Eliot stared witheringly at Hardison. “You take the poetry out of everything.”
“Says the man who’d just punch the haystack.”
~ Keith R.A. DeCandido, The Zoo J

You can beat a wall with a feather duster or a ten pound hammer. Achieve more, with less frustration, in less time using the right tools. Take half the time to make a sale, and you’ll probably close more of them. Here are a few pointers for hardworking business owners:

1. Evaluate and Choose by split test.
Take two systems, closes, adverts, approaches, and measure the results. If A produces ten and B produces four, test your best producer, A, against C. If C producers more than A, test C against D. And so on until you find the best close or system or advert or approach to use. This, alone, can increase your results by 400%. (And use contingency.) Talk to me and find out how you can do this for pennies on the dollar.

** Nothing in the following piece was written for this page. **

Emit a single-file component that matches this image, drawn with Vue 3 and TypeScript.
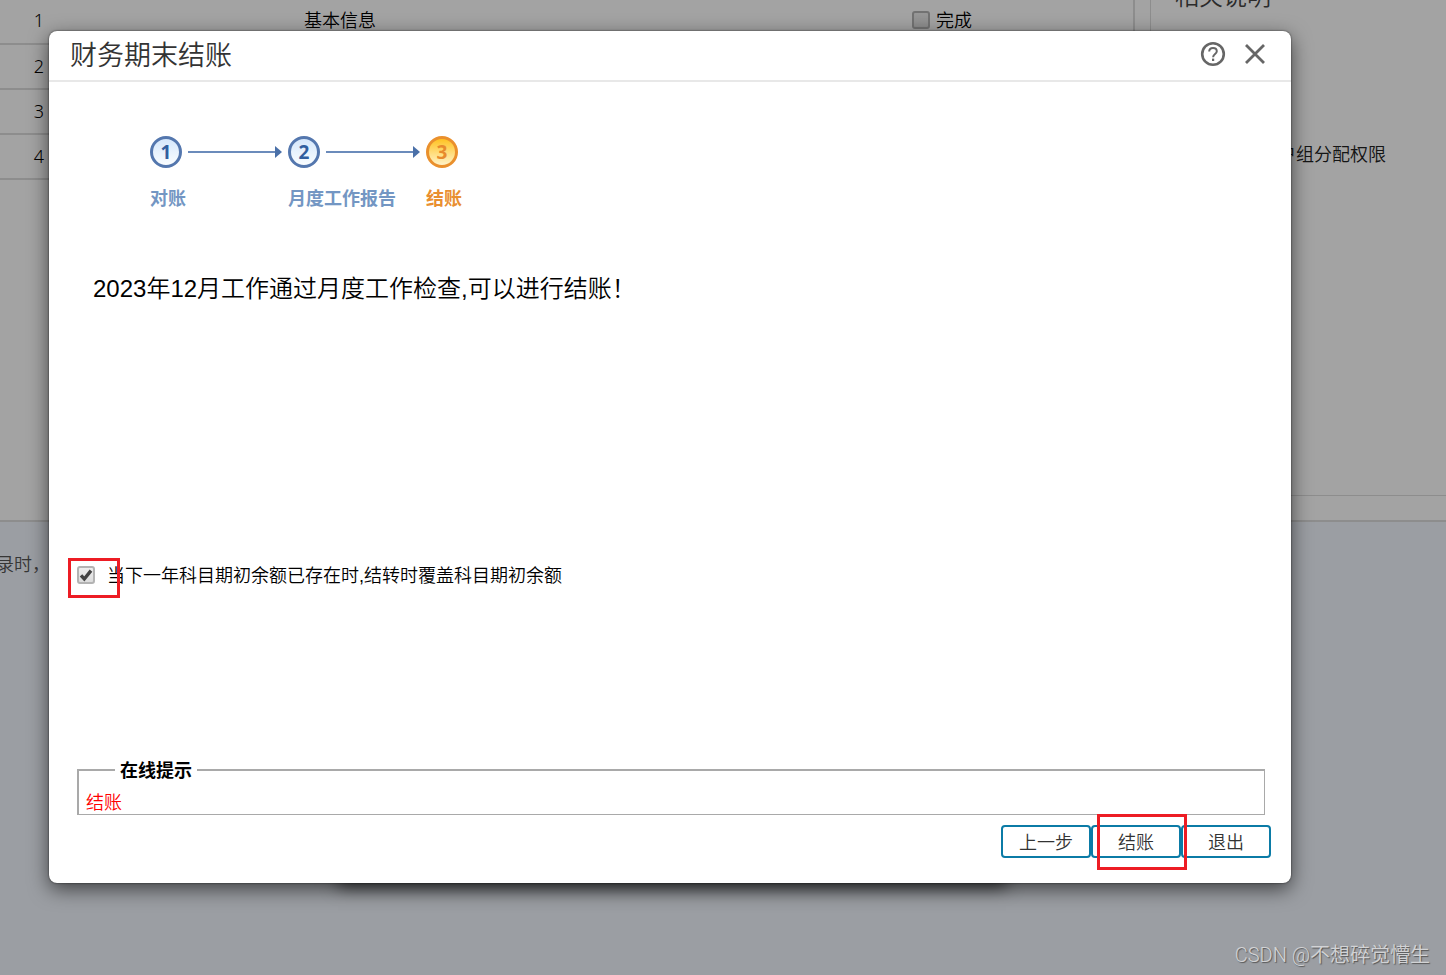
<script setup lang="ts">
import { ref } from 'vue'

interface Task {
  id: number
  name: string
  hasStatus: boolean
}

interface Step {
  id: number
  label: string
}

const tasks: Task[] = [
  { id: 1, name: '基本信息', hasStatus: true },
  { id: 2, name: '', hasStatus: false },
  { id: 3, name: '', hasStatus: false },
  { id: 4, name: '', hasStatus: false },
]

const steps: Step[] = [
  { id: 1, label: '对账' },
  { id: 2, label: '月度工作报告' },
  { id: 3, label: '结账' },
]

const currentStep = ref<number>(3)
const overwrite = ref<boolean>(true)
const done = ref<boolean>(false)
</script>

<template>
  <div class="page">
    <div class="workspace">
      <div class="task-pane">
        <table class="tasks">
          <tbody>
            <tr v-for="task in tasks" :key="task.id">
              <td class="col-index">{{ task.id }}</td>
              <td class="col-name">{{ task.name }}</td>
              <td class="col-status">
                <label v-if="task.hasStatus" class="status">
                  <input v-model="done" type="checkbox" class="box" />
                  <span>完成</span>
                </label>
              </td>
            </tr>
          </tbody>
        </table>
      </div>
      <aside class="notes">
        <h2 class="notes-title">相关说明</h2>
        <p class="notes-text">户组分配权限</p>
      </aside>
    </div>
    <p class="foot-text">录时，</p>

    <div class="overlay">
      <div class="under-dialog"></div>
      <section class="dialog" role="dialog" aria-labelledby="dialog-title">
        <header class="dialog-head">
          <h1 id="dialog-title">财务期末结账</h1>
          <button type="button" class="icon-button" aria-label="帮助">
            <svg width="26" height="26" viewBox="0 0 26 26" fill="none">
              <circle cx="13" cy="13" r="10.8" stroke="#666" stroke-width="2.6" />
              <path d="M9.2 10.6c0-2.2 1.6-3.7 3.8-3.7s3.8 1.4 3.8 3.4c0 2.6-3.7 2.9-3.7 5.9" stroke="#666" stroke-width="2" />
              <rect x="12" y="17.6" width="2.2" height="2.4" fill="#666" />
            </svg>
          </button>
          <button type="button" class="icon-button" aria-label="关闭">
            <svg width="26" height="26" viewBox="0 0 26 26" fill="none">
              <path d="M4 4L22 22M22 4L4 22" stroke="#666" stroke-width="2.8" />
            </svg>
          </button>
        </header>

        <div class="dialog-body">
          <ol class="steps">
            <li
              v-for="(step, i) in steps"
              :key="step.id"
              class="step"
              :class="{ active: step.id === currentStep }"
            >
              <div class="step-track">
                <span class="step-dot">{{ step.id }}</span>
                <svg v-if="i < steps.length - 1" class="step-arrow" width="94" height="14" viewBox="0 0 94 14">
                  <rect x="0" y="6" width="89" height="2" fill="#6b8bbb" />
                  <path d="M87 1L94 7L87 13Z" fill="#4a70a8" />
                </svg>
              </div>
              <span class="step-label">{{ step.label }}</span>
            </li>
          </ol>

          <p class="message">2023年12月工作通过月度工作检查,可以进行结账！</p>

          <label class="option">
            <span class="check-wrap">
              <input v-model="overwrite" type="checkbox" class="box" />
              <svg v-if="overwrite" class="tick" width="18" height="18" viewBox="0 0 18 18" fill="none">
                <path d="M4 9.4L7.3 13L14 4.6" stroke="#444" stroke-width="3.4" />
              </svg>
              <span class="mark mark-check"></span>
            </span>
            <span class="option-text">当下一年科目期初余额已存在时,结转时覆盖科目期初余额</span>
          </label>

          <fieldset class="tips">
            <legend>在线提示</legend>
            <p>结账</p>
          </fieldset>

          <footer class="actions">
            <button type="button" class="action">上一步</button>
            <button type="button" class="action">结账<span class="mark mark-action"></span></button>
            <button type="button" class="action">退出</button>
          </footer>
        </div>
      </section>
    </div>

    <div class="watermark">CSDN @不想碎觉懵生</div>
  </div>
</template>

<style>
body {
  margin: 0;
}
</style>

<style scoped>
* {
  box-sizing: border-box;
}

.page {
  position: relative;
  display: flex;
  flex-direction: column;
  min-height: 100vh;
  overflow: hidden;
  background: #f2f7ff;
  color: #000;
  font-family: "Noto Sans", "Noto Sans CJK SC", sans-serif;
  font-size: 18px;
  font-weight: 350;
  line-height: 24px;
}

h1,
h2,
p,
ol {
  margin: 0;
  padding: 0;
  font-weight: inherit;
}

.workspace {
  display: flex;
  gap: 15px;
  height: 522px;
  background: #fff;
  border-bottom: 2px solid #ddd;
}

.task-pane {
  flex: 1;
  border-right: 2px solid #ddd;
}

.tasks {
  width: 100%;
  margin-top: -1px;
  border-collapse: collapse;
  table-layout: fixed;
}

.tasks td {
  height: 45px;
  padding: 0 0 2px;
  border-bottom: 2px solid #ddd;
}

.col-index {
  width: 44px;
  text-align: right;
}

.tasks .col-name {
  padding-left: 260px;
}

.tasks .col-status {
  width: 221px;
}

.status {
  display: flex;
  align-items: center;
  gap: 6px;
}

.notes {
  flex: 0 0 296px;
  height: 496px;
  padding-left: 24px;
  overflow: hidden;
  border-left: 1px solid #ddd;
  border-bottom: 1px solid #ddd;
}

.notes-title {
  margin-top: -16px;
  color: #444;
  font-size: 24px;
  line-height: 24px;
}

.notes-text {
  margin-top: 134px;
  padding-left: 103px;
  color: #222;
}

.foot-text {
  margin-top: 30px;
  text-indent: -4px;
  color: #555;
}

.box {
  appearance: none;
  display: block;
  width: 18px;
  height: 18px;
  margin: 0;
  border: 2px solid #b3b3b3;
  border-radius: 3px;
  background: linear-gradient(#eee, #dcdcdc);
}

.overlay {
  position: absolute;
  inset: 0;
  display: flex;
  padding: 31px 155px 92px 49px;
  background: rgba(0, 0, 0, 0.36);
}

.under-dialog {
  position: absolute;
  left: 338px;
  right: 440px;
  bottom: 92px;
  height: 200px;
  box-shadow: 0 4px 16px rgba(0, 0, 0, 0.6);
}

.dialog {
  position: relative;
  display: flex;
  flex: 1;
  flex-direction: column;
  border-radius: 8px;
  background: #fff;
  box-shadow: 0 0 2px rgba(0, 0, 0, 0.7), 0 6px 20px rgba(0, 0, 0, 0.6);
}

.dialog-head {
  display: flex;
  align-items: center;
  gap: 16px;
  height: 51px;
  padding: 0 23px 4px 21px;
  border-bottom: 2px solid #e8e8e8;
}

.dialog-head h1 {
  flex: 1;
  padding-top: 2px;
  color: #333;
  font-size: 27px;
  line-height: 36px;
}

.icon-button {
  display: block;
  width: 26px;
  height: 26px;
  padding: 0;
  border: 0;
  background: none;
}

.icon-button svg {
  display: block;
}

.dialog-body {
  display: flex;
  flex: 1;
  flex-direction: column;
  padding: 54px 20px 25px 28px;
}

.steps {
  display: flex;
  margin-left: 73px;
  list-style: none;
}

.step {
  width: 138px;
  color: #7396c3;
}

.step-track {
  display: flex;
  align-items: center;
  gap: 6px;
}

.step-dot {
  width: 32px;
  height: 32px;
  border: 3px solid #5477ae;
  border-radius: 50%;
  background: linear-gradient(#d5e7fb, #fafdff);
  color: #315f9f;
  font-family: "Open Sans", "Noto Sans", sans-serif;
  font-size: 19px;
  font-weight: 700;
  line-height: 26px;
  text-align: center;
}

.step-label {
  display: block;
  margin-top: 18px;
  font-weight: 700;
  white-space: nowrap;
}

.step.active {
  color: #e98f30;
}

.active .step-dot {
  border-color: #ea902d;
  background: linear-gradient(#ffc222, #fff3c8);
  color: #e88a2c;
}

.message {
  margin: 63px 0 0 16px;
  font-family: "Liberation Sans", "Noto Sans CJK SC", sans-serif;
  font-size: 24px;
  line-height: 32px;
}

.option {
  display: flex;
  align-items: center;
  align-self: flex-start;
  gap: 12px;
  margin-top: 257px;
  font-family: "Liberation Sans", "Noto Sans CJK SC", sans-serif;
}

.option-text {
  padding-top: 2px;
}

.check-wrap {
  position: relative;
}

.tick {
  position: absolute;
  top: 0;
  left: 0;
  pointer-events: none;
}

.mark {
  position: absolute;
  border: 3px solid #ed1c24;
  pointer-events: none;
}

.mark-check {
  top: -8px;
  left: -9px;
  width: 52px;
  height: 40px;
}

.tips {
  min-width: 0;
  margin: auto 6px 0 0;
  padding: 10px 7px 0;
  border: 1px solid #a9a9a9;
  border-width: 2px 1px 1px 2px;
}

.tips legend {
  margin-left: 29px;
  padding: 0 5px;
  font-weight: 700;
  line-height: 20px;
}

.tips p {
  color: #f00;
}

.actions {
  display: flex;
  justify-content: flex-end;
  margin-top: 10px;
}

.action {
  position: relative;
  width: 90px;
  height: 33px;
  padding: 0;
  border: 2px solid #0b7ba6;
  border-radius: 4px;
  background: #fff;
  color: #333;
  font: inherit;
}

.mark-action {
  top: -13px;
  left: 4px;
  z-index: 1;
  width: 90px;
  height: 56px;
}

.watermark {
  position: absolute;
  right: 16px;
  bottom: 6px;
  color: #d2d3d5;
  font-family: Roboto, "Noto Sans CJK SC", sans-serif;
  font-size: 20px;
  line-height: 28px;
  text-shadow: 1px 1px 1px #555;
}
</style>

2. Get advice from smart, experienced people.
You can’t buy the years and pain and mistakes they paid to get that experience, so jump onto the fast track by paying them to teach you.

3. Look at what your competitor is doing and improve upon it.

4. Learn from what rich people do, what big business does, what lazy people do.

5. Be objective and unattached. Once you are emotionally involved in the business choices you make, you can lose perspective and accurate judgement.

6. Consider all your alternatives regularly.

7. Be prepared to walk away, cut bait, accept fault, lose the battle to win the war. Even though you may have invested time and money into a project, when you see the thing (or person) isn’t going to work, cut your losses before you lose more time, because time is irreplaceable.

8. Play “What if?” games more often. What if you lost your best producer or best client? What if you paid more incentives or commissions? What if you fired half your workers? What if you were paralysed or hurt in an accident and you couldn’t work / walk / talk? What if you expanded or limited your product line? This game opens one’s mind to possibilities and lurking threats.

9. Think like an army general – read Sun Tzu’s Art of War. Spend the money you would spend training ten people on the five producers and see what happens. An army that isn’t regularly trained will fail.

10. Grow a pair. Stop apologizing, making excuses, quitting, rolling over, giving in, feeling sorry for the wrong people, rescuing parasites. Read Atlas Shrugged. Stand up for yourself, your business and family and for your principles. I know some great people who have risked a lot to stand up for their values and beliefs and it made them stronger and more successful.